◆ Written task: Identify all lines in the data containing the string "React". Copy them out.

◆ Data segment:
........
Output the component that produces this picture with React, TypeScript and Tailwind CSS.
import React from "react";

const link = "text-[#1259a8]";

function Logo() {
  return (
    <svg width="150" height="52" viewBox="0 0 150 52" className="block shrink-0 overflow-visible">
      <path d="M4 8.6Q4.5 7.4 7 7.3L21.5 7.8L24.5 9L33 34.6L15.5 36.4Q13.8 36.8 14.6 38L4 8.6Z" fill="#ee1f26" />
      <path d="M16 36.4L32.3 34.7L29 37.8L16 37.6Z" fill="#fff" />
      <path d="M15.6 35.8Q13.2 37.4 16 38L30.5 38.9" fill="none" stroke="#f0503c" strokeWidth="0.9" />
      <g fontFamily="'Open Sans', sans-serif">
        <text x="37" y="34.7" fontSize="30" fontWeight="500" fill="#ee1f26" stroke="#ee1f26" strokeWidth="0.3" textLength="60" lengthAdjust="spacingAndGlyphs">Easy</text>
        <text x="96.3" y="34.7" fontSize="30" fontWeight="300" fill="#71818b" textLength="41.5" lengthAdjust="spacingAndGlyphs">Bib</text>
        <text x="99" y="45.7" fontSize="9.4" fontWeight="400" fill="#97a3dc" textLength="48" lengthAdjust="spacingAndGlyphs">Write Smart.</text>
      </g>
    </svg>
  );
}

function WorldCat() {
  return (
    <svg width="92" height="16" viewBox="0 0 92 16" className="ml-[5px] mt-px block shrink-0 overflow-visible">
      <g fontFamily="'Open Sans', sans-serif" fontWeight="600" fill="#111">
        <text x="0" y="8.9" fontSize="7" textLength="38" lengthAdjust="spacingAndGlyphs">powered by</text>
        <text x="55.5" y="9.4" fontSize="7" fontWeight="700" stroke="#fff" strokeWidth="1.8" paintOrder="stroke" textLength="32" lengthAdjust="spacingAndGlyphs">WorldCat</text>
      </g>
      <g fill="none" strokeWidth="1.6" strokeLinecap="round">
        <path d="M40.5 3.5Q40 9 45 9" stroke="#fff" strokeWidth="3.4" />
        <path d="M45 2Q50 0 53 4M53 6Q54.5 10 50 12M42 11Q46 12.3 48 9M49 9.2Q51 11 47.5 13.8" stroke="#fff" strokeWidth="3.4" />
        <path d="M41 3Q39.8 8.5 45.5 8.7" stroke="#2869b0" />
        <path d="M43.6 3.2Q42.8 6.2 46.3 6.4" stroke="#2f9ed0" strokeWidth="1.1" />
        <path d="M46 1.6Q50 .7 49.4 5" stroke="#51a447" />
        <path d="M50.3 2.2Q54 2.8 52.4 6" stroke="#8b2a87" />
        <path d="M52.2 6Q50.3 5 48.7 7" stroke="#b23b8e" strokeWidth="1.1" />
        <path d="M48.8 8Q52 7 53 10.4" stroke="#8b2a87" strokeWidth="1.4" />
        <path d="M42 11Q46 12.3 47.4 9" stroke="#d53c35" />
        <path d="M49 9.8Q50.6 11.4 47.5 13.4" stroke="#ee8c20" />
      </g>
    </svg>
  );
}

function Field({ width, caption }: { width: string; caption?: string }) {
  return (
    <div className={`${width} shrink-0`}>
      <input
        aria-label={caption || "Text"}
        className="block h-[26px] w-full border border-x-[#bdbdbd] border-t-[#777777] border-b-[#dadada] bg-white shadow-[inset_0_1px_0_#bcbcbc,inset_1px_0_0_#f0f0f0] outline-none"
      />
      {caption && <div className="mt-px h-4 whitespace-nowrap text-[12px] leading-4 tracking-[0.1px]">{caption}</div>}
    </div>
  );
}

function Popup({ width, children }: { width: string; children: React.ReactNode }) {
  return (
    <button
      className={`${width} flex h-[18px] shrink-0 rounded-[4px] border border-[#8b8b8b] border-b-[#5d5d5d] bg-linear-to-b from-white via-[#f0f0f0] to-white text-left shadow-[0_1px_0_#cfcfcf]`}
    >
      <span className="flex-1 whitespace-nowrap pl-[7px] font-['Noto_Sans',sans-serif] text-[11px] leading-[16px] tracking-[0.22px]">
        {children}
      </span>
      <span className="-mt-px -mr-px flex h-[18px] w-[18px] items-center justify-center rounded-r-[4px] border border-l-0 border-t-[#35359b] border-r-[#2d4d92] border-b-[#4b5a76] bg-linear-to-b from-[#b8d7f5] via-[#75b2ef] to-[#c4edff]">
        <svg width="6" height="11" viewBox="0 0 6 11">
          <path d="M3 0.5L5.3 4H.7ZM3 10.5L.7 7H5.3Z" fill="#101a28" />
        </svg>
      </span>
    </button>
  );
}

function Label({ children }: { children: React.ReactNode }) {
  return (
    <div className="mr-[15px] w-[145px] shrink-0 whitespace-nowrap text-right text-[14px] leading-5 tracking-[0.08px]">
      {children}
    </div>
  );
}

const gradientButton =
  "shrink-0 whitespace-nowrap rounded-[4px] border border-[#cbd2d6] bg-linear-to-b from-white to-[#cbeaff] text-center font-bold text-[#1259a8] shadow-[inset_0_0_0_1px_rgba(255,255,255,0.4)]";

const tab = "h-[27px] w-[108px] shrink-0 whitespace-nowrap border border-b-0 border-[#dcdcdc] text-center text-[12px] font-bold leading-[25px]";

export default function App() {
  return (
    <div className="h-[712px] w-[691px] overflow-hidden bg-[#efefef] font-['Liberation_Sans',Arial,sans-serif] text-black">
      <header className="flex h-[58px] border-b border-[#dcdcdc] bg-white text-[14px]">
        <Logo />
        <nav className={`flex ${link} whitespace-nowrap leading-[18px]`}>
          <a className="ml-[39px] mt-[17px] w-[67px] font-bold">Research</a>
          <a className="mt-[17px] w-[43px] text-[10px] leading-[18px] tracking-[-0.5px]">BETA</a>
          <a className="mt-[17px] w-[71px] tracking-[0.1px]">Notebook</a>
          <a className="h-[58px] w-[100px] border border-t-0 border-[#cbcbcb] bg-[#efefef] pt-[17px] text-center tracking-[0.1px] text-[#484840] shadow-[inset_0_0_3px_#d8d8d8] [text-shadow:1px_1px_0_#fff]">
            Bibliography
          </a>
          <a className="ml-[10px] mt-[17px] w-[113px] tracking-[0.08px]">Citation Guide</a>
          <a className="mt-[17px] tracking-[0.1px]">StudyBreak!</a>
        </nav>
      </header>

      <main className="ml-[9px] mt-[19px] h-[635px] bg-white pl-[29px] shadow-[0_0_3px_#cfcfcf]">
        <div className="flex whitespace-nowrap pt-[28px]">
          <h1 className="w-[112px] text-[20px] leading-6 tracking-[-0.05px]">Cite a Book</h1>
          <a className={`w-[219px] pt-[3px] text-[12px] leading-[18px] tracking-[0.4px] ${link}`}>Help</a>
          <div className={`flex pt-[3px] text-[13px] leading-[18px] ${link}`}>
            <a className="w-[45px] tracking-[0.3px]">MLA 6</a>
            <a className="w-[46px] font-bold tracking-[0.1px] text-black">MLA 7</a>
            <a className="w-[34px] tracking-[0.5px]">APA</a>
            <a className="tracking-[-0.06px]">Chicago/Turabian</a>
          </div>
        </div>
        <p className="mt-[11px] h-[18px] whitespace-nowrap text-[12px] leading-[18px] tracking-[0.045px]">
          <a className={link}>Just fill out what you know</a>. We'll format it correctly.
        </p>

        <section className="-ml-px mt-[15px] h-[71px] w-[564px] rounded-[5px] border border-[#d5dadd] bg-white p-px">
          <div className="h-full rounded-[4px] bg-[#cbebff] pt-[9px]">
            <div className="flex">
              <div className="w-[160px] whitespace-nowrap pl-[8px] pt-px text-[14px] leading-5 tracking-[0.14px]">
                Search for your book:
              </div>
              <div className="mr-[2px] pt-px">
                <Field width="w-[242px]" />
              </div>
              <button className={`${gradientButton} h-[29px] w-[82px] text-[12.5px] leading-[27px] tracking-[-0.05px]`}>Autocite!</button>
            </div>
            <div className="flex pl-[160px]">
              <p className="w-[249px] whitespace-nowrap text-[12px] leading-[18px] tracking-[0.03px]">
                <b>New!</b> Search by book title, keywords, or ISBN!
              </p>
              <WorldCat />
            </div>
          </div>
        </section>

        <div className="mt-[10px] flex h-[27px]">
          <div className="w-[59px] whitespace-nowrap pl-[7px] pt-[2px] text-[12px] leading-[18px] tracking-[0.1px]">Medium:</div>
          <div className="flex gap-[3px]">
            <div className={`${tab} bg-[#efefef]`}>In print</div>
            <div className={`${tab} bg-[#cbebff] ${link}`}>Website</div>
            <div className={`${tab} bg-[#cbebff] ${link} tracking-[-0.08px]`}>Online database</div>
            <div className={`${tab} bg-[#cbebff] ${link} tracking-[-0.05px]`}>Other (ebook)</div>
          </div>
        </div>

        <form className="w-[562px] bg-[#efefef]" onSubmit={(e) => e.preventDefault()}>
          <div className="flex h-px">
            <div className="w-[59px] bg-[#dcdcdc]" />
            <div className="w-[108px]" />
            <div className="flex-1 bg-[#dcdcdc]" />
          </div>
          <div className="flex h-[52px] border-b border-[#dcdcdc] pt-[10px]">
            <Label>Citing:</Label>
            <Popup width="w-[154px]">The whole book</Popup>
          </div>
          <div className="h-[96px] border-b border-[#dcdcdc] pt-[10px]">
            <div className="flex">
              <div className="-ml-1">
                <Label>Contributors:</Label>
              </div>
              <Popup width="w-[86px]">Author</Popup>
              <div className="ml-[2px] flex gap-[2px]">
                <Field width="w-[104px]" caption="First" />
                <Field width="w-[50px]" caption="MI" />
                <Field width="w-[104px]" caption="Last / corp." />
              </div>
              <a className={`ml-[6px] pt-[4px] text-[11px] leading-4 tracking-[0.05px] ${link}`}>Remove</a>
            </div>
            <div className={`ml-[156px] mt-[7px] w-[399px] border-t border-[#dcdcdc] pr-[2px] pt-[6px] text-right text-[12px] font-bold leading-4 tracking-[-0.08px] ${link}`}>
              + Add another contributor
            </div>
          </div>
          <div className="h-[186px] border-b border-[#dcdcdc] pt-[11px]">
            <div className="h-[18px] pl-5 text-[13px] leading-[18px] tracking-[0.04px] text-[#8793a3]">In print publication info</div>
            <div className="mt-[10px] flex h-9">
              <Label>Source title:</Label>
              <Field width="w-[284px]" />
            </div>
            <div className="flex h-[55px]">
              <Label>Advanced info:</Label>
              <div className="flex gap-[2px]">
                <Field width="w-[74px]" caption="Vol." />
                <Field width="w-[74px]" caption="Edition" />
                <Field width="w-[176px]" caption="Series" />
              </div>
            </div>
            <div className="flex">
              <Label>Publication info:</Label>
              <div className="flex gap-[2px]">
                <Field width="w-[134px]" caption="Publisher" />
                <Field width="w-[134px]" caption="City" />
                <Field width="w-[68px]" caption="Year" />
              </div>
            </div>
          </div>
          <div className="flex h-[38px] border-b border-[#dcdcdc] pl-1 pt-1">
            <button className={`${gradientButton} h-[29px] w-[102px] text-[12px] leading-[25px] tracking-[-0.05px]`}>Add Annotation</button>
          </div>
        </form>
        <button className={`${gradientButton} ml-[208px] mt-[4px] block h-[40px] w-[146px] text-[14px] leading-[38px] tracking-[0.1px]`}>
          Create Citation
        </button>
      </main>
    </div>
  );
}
........
◆ Task output:
Output the component that produces this picture with React, TypeScript and Tailwind CSS.
import React from "react";
function Popup({ width, children }: { width: string; children: React.ReactNode }) {
function Label({ children }: { children: React.ReactNode }) {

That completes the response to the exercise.